**THE TASK**. Leaving out the pictures, retype all the material exactly.

★ ★ ★ ★

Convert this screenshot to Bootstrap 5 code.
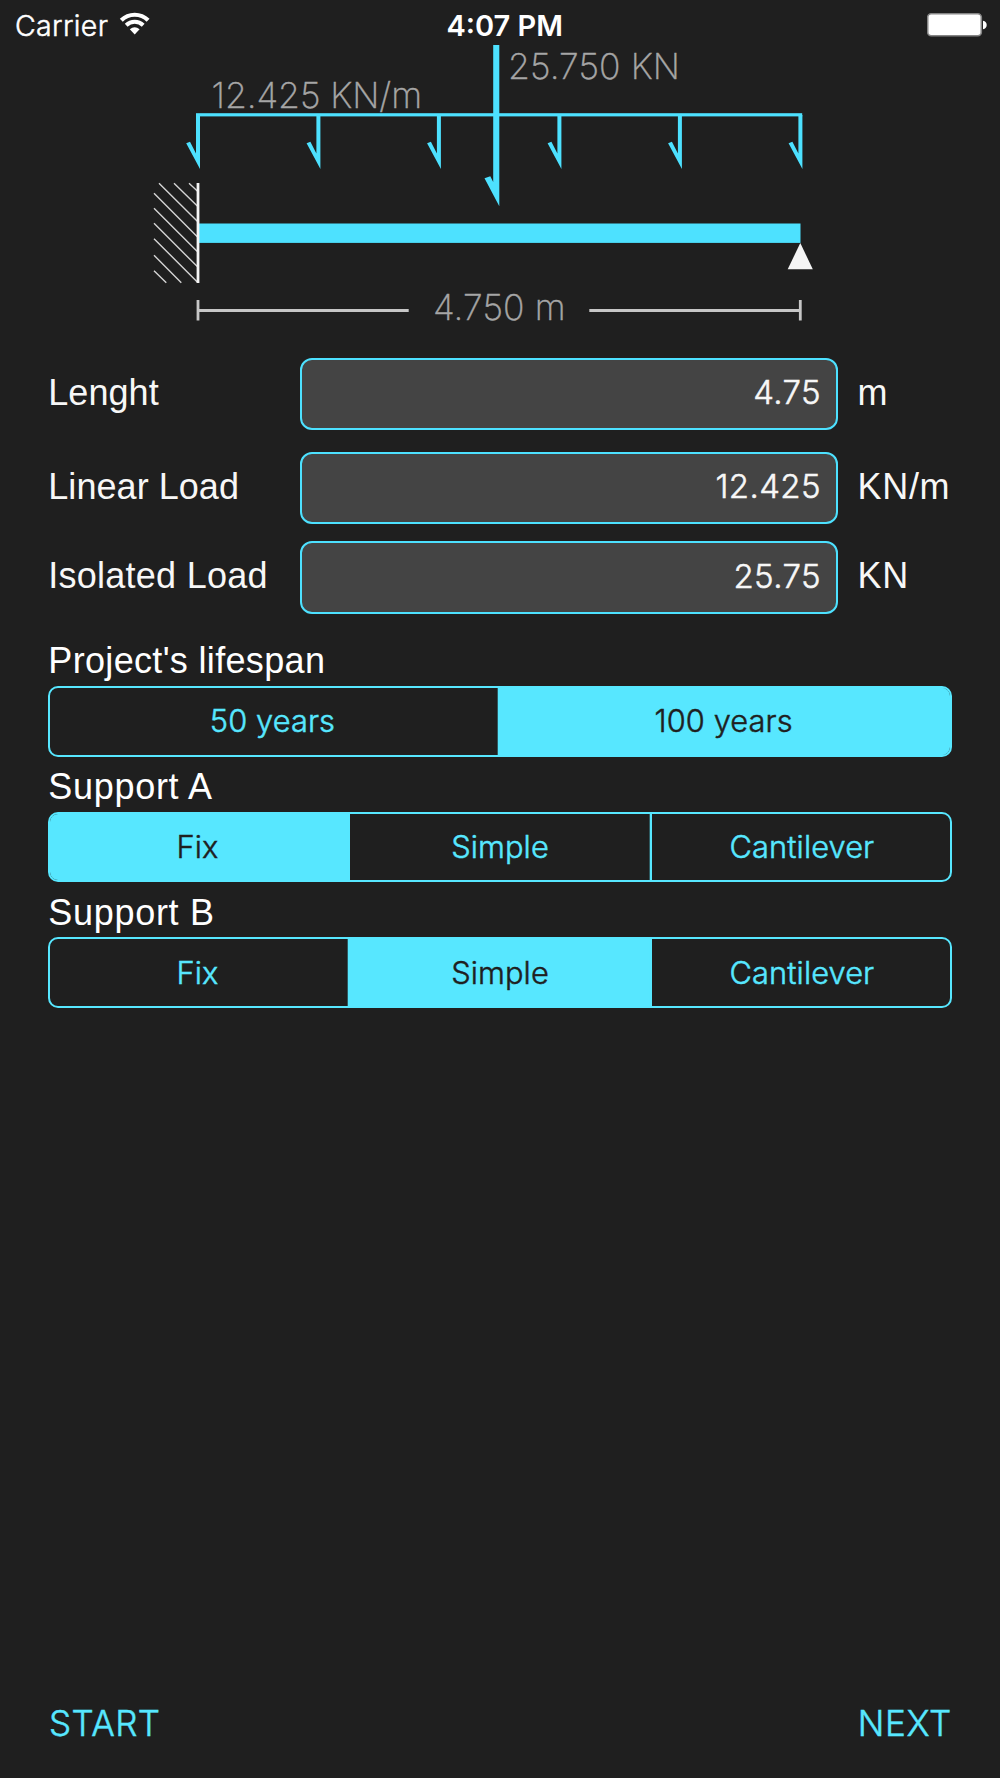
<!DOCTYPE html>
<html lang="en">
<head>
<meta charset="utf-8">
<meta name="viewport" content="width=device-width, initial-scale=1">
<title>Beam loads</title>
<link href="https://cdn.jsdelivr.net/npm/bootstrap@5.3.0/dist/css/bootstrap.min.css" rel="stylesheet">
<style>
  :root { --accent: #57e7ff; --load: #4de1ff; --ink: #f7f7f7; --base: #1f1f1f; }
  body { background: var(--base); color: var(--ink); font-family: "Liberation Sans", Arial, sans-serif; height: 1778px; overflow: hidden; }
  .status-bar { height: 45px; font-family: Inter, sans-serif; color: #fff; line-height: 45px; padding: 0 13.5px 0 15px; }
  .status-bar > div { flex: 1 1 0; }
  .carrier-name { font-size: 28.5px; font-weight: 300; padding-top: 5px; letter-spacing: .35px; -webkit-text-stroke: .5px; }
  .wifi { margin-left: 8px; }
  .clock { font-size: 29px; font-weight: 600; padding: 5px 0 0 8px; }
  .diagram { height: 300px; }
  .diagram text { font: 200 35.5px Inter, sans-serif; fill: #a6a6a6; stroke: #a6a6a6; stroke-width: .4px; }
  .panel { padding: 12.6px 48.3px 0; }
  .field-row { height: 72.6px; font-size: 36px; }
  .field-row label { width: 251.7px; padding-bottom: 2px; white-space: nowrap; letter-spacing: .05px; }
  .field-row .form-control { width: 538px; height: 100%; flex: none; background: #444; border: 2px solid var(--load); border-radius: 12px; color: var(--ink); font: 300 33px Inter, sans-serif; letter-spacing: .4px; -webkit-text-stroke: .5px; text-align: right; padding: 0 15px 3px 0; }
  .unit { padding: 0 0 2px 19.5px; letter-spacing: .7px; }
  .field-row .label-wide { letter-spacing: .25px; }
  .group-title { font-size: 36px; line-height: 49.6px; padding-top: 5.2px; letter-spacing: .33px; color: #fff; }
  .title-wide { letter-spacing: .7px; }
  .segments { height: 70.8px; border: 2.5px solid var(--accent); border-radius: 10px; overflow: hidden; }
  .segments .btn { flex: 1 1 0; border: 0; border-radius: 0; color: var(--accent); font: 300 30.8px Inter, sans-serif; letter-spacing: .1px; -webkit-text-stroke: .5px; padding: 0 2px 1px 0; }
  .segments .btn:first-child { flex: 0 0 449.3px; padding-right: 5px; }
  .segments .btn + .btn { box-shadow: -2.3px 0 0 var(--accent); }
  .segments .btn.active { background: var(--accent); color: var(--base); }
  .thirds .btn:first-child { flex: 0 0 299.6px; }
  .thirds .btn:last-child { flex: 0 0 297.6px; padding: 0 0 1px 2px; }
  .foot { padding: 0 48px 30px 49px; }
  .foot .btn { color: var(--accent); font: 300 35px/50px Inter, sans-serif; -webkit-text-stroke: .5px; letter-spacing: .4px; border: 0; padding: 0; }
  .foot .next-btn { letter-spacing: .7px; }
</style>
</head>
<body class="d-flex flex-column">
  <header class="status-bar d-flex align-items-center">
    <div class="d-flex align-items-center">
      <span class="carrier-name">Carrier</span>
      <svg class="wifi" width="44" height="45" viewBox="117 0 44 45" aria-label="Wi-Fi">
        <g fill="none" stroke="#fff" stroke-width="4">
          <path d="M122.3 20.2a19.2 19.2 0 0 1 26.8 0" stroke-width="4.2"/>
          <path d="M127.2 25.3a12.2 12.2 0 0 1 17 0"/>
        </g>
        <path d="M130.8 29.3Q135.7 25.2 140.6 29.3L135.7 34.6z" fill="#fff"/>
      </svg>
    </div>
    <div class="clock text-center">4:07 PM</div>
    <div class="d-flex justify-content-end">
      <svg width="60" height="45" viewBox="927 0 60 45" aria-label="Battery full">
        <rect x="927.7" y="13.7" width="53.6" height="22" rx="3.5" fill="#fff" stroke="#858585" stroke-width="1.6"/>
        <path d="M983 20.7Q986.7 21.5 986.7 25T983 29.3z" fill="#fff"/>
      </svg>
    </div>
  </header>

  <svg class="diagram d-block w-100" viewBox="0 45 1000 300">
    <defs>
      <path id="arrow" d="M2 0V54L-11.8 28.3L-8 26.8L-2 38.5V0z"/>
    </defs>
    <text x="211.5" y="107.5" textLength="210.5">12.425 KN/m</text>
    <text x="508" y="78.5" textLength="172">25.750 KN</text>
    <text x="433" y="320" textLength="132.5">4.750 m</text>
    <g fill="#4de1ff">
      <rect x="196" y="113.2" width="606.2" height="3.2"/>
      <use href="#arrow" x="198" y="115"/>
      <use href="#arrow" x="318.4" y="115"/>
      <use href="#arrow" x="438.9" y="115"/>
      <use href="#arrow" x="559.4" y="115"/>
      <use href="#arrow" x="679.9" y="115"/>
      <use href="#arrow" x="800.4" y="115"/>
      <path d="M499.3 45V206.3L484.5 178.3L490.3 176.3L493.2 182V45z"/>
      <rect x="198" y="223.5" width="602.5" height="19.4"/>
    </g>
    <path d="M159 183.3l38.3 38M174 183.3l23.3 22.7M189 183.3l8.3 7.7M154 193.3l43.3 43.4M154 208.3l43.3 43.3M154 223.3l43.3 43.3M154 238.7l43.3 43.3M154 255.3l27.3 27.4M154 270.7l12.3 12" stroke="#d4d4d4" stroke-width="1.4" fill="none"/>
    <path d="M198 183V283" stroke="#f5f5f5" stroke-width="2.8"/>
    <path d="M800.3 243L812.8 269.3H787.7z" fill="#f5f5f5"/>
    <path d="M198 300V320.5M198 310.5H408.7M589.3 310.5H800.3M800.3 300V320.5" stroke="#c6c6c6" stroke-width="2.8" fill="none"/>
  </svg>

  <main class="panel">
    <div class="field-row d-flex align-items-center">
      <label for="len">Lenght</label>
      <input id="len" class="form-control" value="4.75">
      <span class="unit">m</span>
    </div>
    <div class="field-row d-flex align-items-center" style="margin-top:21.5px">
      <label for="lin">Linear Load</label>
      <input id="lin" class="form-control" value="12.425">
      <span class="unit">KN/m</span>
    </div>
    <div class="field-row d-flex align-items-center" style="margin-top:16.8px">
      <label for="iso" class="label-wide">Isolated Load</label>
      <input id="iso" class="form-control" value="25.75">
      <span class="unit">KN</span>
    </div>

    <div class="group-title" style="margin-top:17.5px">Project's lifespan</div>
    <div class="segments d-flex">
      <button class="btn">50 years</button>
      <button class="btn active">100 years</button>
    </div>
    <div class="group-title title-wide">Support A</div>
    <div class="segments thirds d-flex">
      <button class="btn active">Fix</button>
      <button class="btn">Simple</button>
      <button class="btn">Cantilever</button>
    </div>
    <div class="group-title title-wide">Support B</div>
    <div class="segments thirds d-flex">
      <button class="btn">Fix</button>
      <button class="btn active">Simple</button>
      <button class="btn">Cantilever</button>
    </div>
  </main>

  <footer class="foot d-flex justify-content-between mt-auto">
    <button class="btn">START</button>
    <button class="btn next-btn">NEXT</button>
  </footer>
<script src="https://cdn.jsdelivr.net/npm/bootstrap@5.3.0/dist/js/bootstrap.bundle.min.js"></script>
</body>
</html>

★ ★ ★ ★

**WORKED ANSWER**.
Convert this screenshot to Bootstrap 5 code.
<!DOCTYPE html>
<html lang="en">
<head>
<meta charset="utf-8">
<meta name="viewport" content="width=device-width, initial-scale=1">
<title>Beam loads</title>
<link href="https://cdn.jsdelivr.net/npm/bootstrap@5.3.0/dist/css/bootstrap.min.css" rel="stylesheet">
<style>
  :root { --accent: #57e7ff; --load: #4de1ff; --ink: #f7f7f7; --base: #1f1f1f; }
  body { background: var(--base); color: var(--ink); font-family: "Liberation Sans", Arial, sans-serif; height: 1778px; overflow: hidden; }
  .status-bar { height: 45px; font-family: Inter, sans-serif; color: #fff; line-height: 45px; padding: 0 13.5px 0 15px; }
  .status-bar > div { flex: 1 1 0; }
  .carrier-name { font-size: 28.5px; font-weight: 300; padding-top: 5px; letter-spacing: .35px; -webkit-text-stroke: .5px; }
  .wifi { margin-left: 8px; }
  .clock { font-size: 29px; font-weight: 600; padding: 5px 0 0 8px; }
  .diagram { height: 300px; }
  .diagram text { font: 200 35.5px Inter, sans-serif; fill: #a6a6a6; stroke: #a6a6a6; stroke-width: .4px; }
  .panel { padding: 12.6px 48.3px 0; }
  .field-row { height: 72.6px; font-size: 36px; }
  .field-row label { width: 251.7px; padding-bottom: 2px; white-space: nowrap; letter-spacing: .05px; }
  .field-row .form-control { width: 538px; height: 100%; flex: none; background: #444; border: 2px solid var(--load); border-radius: 12px; color: var(--ink); font: 300 33px Inter, sans-serif; letter-spacing: .4px; -webkit-text-stroke: .5px; text-align: right; padding: 0 15px 3px 0; }
  .unit { padding: 0 0 2px 19.5px; letter-spacing: .7px; }
  .field-row .label-wide { letter-spacing: .25px; }
  .group-title { font-size: 36px; line-height: 49.6px; padding-top: 5.2px; letter-spacing: .33px; color: #fff; }
  .title-wide { letter-spacing: .7px; }
  .segments { height: 70.8px; border: 2.5px solid var(--accent); border-radius: 10px; overflow: hidden; }
  .segments .btn { flex: 1 1 0; border: 0; border-radius: 0; color: var(--accent); font: 300 30.8px Inter, sans-serif; letter-spacing: .1px; -webkit-text-stroke: .5px; padding: 0 2px 1px 0; }
  .segments .btn:first-child { flex: 0 0 449.3px; padding-right: 5px; }
  .segments .btn + .btn { box-shadow: -2.3px 0 0 var(--accent); }
  .segments .btn.active { background: var(--accent); color: var(--base); }
  .thirds .btn:first-child { flex: 0 0 299.6px; }
  .thirds .btn:last-child { flex: 0 0 297.6px; padding: 0 0 1px 2px; }
  .foot { padding: 0 48px 30px 49px; }
  .foot .btn { color: var(--accent); font: 300 35px/50px Inter, sans-serif; -webkit-text-stroke: .5px; letter-spacing: .4px; border: 0; padding: 0; }
  .foot .next-btn { letter-spacing: .7px; }
</style>
</head>
<body class="d-flex flex-column">
  <header class="status-bar d-flex align-items-center">
    <div class="d-flex align-items-center">
      <span class="carrier-name">Carrier</span>
      <svg class="wifi" width="44" height="45" viewBox="117 0 44 45" aria-label="Wi-Fi">
        <g fill="none" stroke="#fff" stroke-width="4">
          <path d="M122.3 20.2a19.2 19.2 0 0 1 26.8 0" stroke-width="4.2"/>
          <path d="M127.2 25.3a12.2 12.2 0 0 1 17 0"/>
        </g>
        <path d="M130.8 29.3Q135.7 25.2 140.6 29.3L135.7 34.6z" fill="#fff"/>
      </svg>
    </div>
    <div class="clock text-center">4:07 PM</div>
    <div class="d-flex justify-content-end">
      <svg width="60" height="45" viewBox="927 0 60 45" aria-label="Battery full">
        <rect x="927.7" y="13.7" width="53.6" height="22" rx="3.5" fill="#fff" stroke="#858585" stroke-width="1.6"/>
        <path d="M983 20.7Q986.7 21.5 986.7 25T983 29.3z" fill="#fff"/>
      </svg>
    </div>
  </header>

  <svg class="diagram d-block w-100" viewBox="0 45 1000 300">
    <defs>
      <path id="arrow" d="M2 0V54L-11.8 28.3L-8 26.8L-2 38.5V0z"/>
    </defs>
    <text x="211.5" y="107.5" textLength="210.5">12.425 KN/m</text>
    <text x="508" y="78.5" textLength="172">25.750 KN</text>
    <text x="433" y="320" textLength="132.5">4.750 m</text>
    <g fill="#4de1ff">
      <rect x="196" y="113.2" width="606.2" height="3.2"/>
      <use href="#arrow" x="198" y="115"/>
      <use href="#arrow" x="318.4" y="115"/>
      <use href="#arrow" x="438.9" y="115"/>
      <use href="#arrow" x="559.4" y="115"/>
      <use href="#arrow" x="679.9" y="115"/>
      <use href="#arrow" x="800.4" y="115"/>
      <path d="M499.3 45V206.3L484.5 178.3L490.3 176.3L493.2 182V45z"/>
      <rect x="198" y="223.5" width="602.5" height="19.4"/>
    </g>
    <path d="M159 183.3l38.3 38M174 183.3l23.3 22.7M189 183.3l8.3 7.7M154 193.3l43.3 43.4M154 208.3l43.3 43.3M154 223.3l43.3 43.3M154 238.7l43.3 43.3M154 255.3l27.3 27.4M154 270.7l12.3 12" stroke="#d4d4d4" stroke-width="1.4" fill="none"/>
    <path d="M198 183V283" stroke="#f5f5f5" stroke-width="2.8"/>
    <path d="M800.3 243L812.8 269.3H787.7z" fill="#f5f5f5"/>
    <path d="M198 300V320.5M198 310.5H408.7M589.3 310.5H800.3M800.3 300V320.5" stroke="#c6c6c6" stroke-width="2.8" fill="none"/>
  </svg>

  <main class="panel">
    <div class="field-row d-flex align-items-center">
      <label for="len">Lenght</label>
      <input id="len" class="form-control" value="4.75">
      <span class="unit">m</span>
    </div>
    <div class="field-row d-flex align-items-center" style="margin-top:21.5px">
      <label for="lin">Linear Load</label>
      <input id="lin" class="form-control" value="12.425">
      <span class="unit">KN/m</span>
    </div>
    <div class="field-row d-flex align-items-center" style="margin-top:16.8px">
      <label for="iso" class="label-wide">Isolated Load</label>
      <input id="iso" class="form-control" value="25.75">
      <span class="unit">KN</span>
    </div>

    <div class="group-title" style="margin-top:17.5px">Project's lifespan</div>
    <div class="segments d-flex">
      <button class="btn">50 years</button>
      <button class="btn active">100 years</button>
    </div>
    <div class="group-title title-wide">Support A</div>
    <div class="segments thirds d-flex">
      <button class="btn active">Fix</button>
      <button class="btn">Simple</button>
      <button class="btn">Cantilever</button>
    </div>
    <div class="group-title title-wide">Support B</div>
    <div class="segments thirds d-flex">
      <button class="btn">Fix</button>
      <button class="btn active">Simple</button>
      <button class="btn">Cantilever</button>
    </div>
  </main>

  <footer class="foot d-flex justify-content-between mt-auto">
    <button class="btn">START</button>
    <button class="btn next-btn">NEXT</button>
  </footer>
<script src="https://cdn.jsdelivr.net/npm/bootstrap@5.3.0/dist/js/bootstrap.bundle.min.js"></script>
</body>
</html>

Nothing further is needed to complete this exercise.